**Set task**
Copy all lines in which the word "styles" can be found.

**Supplied material**
###

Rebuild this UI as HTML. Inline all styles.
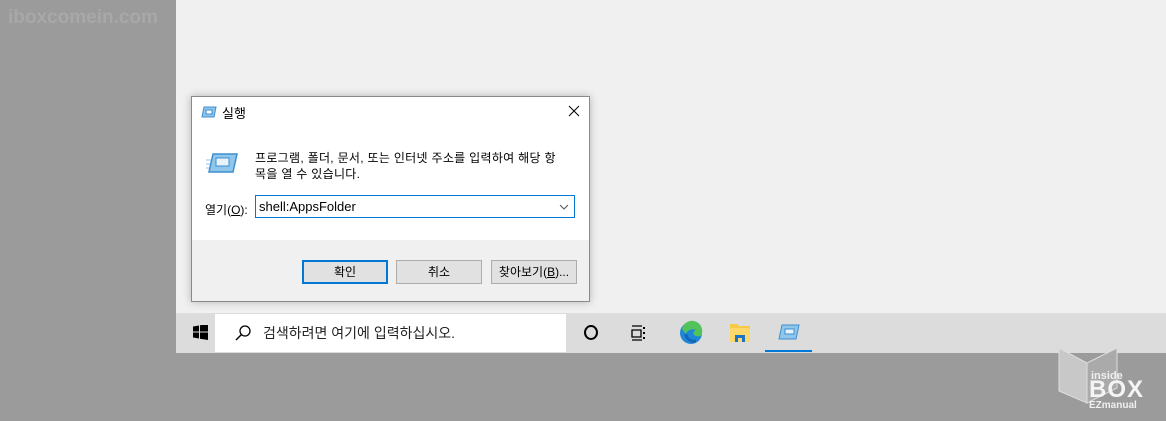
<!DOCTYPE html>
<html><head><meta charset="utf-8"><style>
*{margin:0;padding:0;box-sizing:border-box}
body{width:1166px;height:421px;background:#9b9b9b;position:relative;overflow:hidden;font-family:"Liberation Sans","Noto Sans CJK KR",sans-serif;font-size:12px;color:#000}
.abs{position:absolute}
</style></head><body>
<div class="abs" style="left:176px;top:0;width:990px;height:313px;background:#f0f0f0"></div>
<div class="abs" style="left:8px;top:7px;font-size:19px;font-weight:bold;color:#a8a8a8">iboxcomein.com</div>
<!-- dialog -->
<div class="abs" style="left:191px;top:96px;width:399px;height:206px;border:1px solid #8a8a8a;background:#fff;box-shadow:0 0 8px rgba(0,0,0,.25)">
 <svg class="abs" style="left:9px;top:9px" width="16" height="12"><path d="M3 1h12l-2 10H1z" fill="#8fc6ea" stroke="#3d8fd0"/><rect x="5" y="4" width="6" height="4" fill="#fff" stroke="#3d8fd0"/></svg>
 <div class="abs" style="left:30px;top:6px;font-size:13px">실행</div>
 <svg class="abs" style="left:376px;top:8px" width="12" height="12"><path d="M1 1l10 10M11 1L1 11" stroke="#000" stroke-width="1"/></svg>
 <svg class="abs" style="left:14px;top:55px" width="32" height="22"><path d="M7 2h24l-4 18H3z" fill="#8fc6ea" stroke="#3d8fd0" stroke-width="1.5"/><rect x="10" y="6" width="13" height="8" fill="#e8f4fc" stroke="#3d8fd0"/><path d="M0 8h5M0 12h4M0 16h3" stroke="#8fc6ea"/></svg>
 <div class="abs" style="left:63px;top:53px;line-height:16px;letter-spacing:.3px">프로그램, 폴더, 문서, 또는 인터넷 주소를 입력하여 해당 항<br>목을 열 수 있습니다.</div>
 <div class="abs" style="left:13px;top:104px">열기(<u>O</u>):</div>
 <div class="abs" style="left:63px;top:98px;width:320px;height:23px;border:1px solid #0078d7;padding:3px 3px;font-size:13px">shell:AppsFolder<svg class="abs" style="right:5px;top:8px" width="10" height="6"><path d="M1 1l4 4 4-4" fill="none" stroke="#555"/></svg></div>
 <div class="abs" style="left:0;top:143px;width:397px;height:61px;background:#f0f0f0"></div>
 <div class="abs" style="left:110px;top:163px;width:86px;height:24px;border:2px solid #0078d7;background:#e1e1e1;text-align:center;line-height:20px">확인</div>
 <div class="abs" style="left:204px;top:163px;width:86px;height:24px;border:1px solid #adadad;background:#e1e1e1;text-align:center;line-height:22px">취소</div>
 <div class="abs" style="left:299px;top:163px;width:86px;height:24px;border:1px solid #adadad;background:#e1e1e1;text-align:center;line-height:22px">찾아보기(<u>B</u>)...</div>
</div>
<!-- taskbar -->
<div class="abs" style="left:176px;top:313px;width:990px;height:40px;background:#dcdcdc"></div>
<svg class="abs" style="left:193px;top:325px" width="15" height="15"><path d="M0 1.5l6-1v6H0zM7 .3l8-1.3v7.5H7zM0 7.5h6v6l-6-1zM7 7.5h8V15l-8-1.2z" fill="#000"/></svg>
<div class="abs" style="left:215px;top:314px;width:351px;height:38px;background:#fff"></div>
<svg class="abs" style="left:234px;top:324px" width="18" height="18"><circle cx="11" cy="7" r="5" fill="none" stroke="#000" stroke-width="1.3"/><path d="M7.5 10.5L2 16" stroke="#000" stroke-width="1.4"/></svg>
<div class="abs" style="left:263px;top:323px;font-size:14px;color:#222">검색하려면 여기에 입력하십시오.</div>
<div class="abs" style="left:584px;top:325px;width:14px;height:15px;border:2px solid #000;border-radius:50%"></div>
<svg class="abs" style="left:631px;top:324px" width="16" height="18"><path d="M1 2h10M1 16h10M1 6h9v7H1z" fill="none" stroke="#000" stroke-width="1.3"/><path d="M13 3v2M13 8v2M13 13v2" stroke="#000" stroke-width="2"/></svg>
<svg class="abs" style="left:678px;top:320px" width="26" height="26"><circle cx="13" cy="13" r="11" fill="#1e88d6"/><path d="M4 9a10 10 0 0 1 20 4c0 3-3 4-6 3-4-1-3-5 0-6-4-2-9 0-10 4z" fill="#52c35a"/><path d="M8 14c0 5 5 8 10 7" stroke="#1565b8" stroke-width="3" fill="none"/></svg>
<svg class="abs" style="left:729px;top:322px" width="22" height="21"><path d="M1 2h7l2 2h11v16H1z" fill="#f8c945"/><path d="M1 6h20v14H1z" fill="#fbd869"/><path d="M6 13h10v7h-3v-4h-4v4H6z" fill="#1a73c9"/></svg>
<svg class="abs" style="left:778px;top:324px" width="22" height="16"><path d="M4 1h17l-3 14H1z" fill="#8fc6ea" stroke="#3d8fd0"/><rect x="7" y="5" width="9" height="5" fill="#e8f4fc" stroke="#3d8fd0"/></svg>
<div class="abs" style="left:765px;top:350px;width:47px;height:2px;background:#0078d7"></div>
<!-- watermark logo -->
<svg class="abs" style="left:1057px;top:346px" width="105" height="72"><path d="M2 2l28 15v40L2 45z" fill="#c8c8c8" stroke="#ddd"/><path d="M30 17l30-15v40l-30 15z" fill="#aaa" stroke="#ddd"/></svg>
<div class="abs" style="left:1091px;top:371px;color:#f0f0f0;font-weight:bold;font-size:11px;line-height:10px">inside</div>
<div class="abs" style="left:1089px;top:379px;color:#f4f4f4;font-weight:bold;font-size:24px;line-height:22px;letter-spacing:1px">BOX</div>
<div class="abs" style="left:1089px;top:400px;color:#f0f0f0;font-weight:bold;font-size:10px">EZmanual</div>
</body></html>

###

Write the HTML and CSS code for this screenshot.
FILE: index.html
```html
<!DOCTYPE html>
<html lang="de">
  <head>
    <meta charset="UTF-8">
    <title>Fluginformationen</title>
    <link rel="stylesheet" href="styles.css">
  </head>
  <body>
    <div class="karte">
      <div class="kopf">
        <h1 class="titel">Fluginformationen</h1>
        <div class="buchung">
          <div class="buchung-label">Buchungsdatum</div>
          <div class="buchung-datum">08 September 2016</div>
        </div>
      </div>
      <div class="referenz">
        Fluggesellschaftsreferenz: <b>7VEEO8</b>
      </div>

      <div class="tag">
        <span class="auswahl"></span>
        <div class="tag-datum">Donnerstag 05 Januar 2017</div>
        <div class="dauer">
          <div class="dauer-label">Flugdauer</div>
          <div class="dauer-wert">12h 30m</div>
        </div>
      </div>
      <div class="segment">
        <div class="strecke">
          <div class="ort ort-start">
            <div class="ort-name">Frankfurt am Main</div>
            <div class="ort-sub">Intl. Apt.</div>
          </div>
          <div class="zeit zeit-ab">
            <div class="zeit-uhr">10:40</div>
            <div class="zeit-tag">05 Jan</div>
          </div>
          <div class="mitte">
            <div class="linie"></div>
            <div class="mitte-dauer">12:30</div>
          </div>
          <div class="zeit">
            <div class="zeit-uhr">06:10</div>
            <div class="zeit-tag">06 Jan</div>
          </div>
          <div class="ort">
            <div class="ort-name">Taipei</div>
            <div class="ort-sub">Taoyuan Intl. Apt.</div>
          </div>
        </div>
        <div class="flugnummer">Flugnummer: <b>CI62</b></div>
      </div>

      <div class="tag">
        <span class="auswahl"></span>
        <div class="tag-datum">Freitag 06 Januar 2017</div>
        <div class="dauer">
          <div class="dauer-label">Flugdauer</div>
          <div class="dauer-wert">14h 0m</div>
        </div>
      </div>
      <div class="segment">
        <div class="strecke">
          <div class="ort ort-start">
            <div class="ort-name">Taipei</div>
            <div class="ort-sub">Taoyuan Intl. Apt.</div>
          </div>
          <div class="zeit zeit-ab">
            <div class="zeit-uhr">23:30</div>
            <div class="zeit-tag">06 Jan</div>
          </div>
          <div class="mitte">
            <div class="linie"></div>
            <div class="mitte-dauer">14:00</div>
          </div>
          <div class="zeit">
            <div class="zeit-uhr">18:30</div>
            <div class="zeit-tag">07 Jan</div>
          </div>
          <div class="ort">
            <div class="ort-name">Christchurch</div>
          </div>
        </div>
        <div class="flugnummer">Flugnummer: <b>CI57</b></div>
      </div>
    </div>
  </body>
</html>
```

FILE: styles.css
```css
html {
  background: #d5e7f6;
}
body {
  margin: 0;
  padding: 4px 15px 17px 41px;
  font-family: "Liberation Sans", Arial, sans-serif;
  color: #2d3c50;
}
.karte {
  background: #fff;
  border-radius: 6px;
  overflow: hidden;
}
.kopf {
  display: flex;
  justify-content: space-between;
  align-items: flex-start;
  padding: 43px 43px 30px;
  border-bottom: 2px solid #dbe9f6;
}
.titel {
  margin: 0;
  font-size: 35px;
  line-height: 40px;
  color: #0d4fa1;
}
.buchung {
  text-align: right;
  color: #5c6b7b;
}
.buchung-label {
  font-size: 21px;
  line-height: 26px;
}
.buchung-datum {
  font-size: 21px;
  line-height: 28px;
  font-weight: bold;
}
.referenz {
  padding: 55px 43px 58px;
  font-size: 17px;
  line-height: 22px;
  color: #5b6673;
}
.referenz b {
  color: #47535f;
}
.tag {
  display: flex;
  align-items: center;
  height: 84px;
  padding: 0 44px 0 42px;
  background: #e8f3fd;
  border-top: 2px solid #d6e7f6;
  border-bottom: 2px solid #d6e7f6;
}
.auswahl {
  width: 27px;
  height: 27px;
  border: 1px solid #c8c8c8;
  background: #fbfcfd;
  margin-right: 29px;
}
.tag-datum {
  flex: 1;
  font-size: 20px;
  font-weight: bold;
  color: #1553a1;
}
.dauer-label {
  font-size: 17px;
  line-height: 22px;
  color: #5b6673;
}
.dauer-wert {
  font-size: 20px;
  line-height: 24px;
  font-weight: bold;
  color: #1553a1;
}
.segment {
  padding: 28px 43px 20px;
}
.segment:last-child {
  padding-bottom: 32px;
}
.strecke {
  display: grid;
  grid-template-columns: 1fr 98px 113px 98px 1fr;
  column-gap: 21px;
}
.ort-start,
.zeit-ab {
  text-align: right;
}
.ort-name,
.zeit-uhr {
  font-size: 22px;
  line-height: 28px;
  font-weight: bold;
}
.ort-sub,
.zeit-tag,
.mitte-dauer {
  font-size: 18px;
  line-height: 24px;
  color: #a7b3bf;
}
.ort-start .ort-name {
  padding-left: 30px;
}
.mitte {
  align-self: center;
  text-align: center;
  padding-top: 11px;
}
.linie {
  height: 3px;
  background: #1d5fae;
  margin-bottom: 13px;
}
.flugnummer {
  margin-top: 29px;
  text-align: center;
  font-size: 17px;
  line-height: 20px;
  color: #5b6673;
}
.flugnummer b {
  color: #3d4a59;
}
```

###

**Exercise solution**
Rebuild this UI as HTML. Inline all styles.
    <link rel="stylesheet" href="styles.css">
FILE: styles.css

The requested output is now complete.